Tuesday, 1 September 2009
The photos are of the farmhouse and the statue of Our Lady about a kilometre away on the road to the village.
Back not home but from home in the Vendee (that’s increasingly how it feels) after almost a month in the sunshine and having completed all the jobs which have to be done when running a house at a distance – cutting the hedges, repairing and painting shutters etc. etc.. There’s a lot to be said for a Benedictine balance between physical labour and the work of prayer; less seriously, there’s also a lot to be said for a glass or two of decent French wine at the end of the day!
“Go away and forget about it all,” is always the advice we are given; that’s not so easy when the things we are being urged to forget make up our entire life. Yet there has been time – and at a suitable distance and in a different cultural setting – to reflect deeply on the issues which now face us and what the future may have in store. The best thing this particular couple of Francophiles from Wales did some years ago was to buy a house both for eventual retirement and present escape which would at least provide us with a roof over our heads and a small measure of security when the Anglo-Catholic world fell apart, as it was inevitably going to do, given the direction in which western Anglicanism was heading and the single-minded ruthlessness and lack of scruple of our opponents on the radical feminist left and their more liberal fellow-travellers. [To digress a little, interestingly enough, when I got back I had an email invitation from the diocesan cell of Inclusive Church – the unintentional humour of random mailshots!]
The clear dawn in Portsmouth harbour soon gave way a couple of miles along the motorway to a steady drizzle and a temperature of twelve degrees (at 7 a.m. admittedly.) For the last few years “summer” in Britian has been not so much a season as a question asked of the climate with an increasing note of despair. Obviously again this year the answer has come back in the negative.

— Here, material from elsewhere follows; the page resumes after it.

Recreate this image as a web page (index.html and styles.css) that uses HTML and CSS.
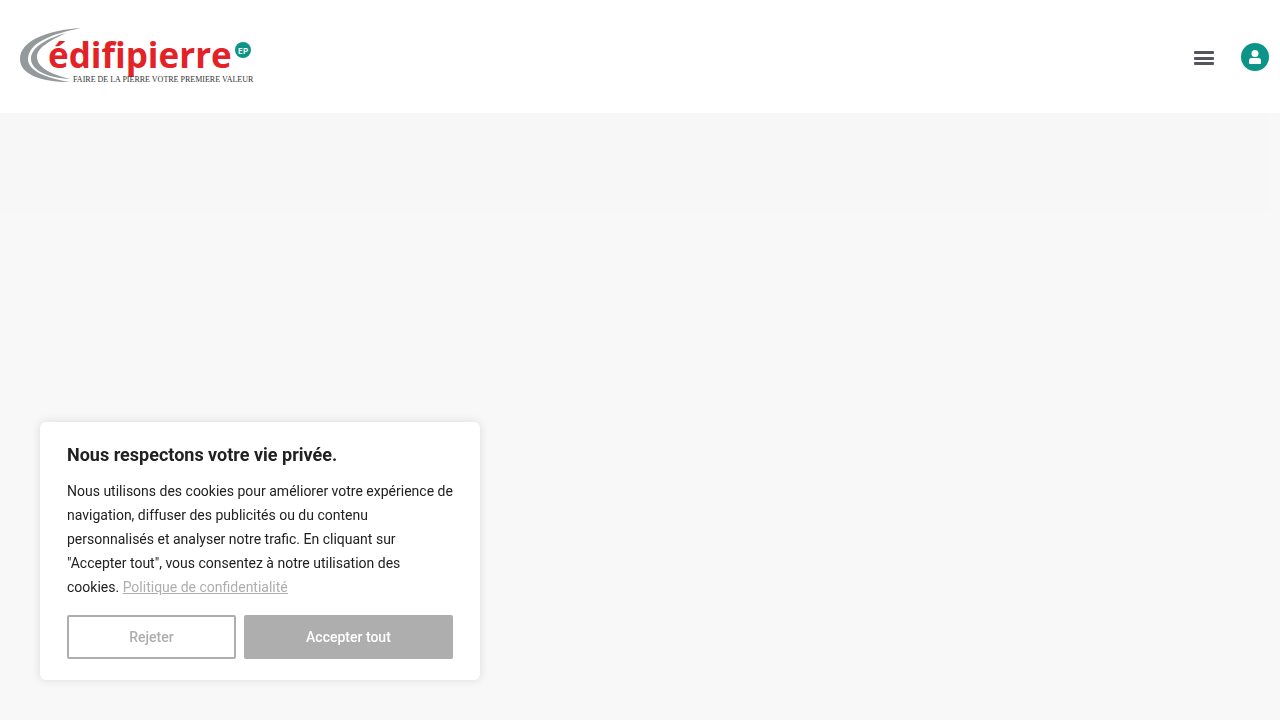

But in some ways – in many ways - it’s good to be back among familiar and friendly faces doing what I am meant to be doing.
But sooner or later I know that the situation will become such that we will get on the ferry to France, having bought a one way ticket, and watch England, together with all our battles and defeats, our dashed hopes and unfulfilled dreams, recede into the mist.
But that time is not quite yet and there is still work - God’s work, I believe – to be done in the particular place where I have been put for the time being. But…. for how much longer? That, as everything else, is in the Lord’s hands and his hands alone.
Even in defeat there are rearguard actions to be fought and things of value to be rescued from the oncoming catastrophe. Undoubtedly, though, for me exile (ecclesial and physical) will be the end result of the process through which we are living. But it will be exile in the hope that, with the kind of paradox our Catholic Faith delights in, the place of exile will turn out to be my intended home all along. Read that as you may.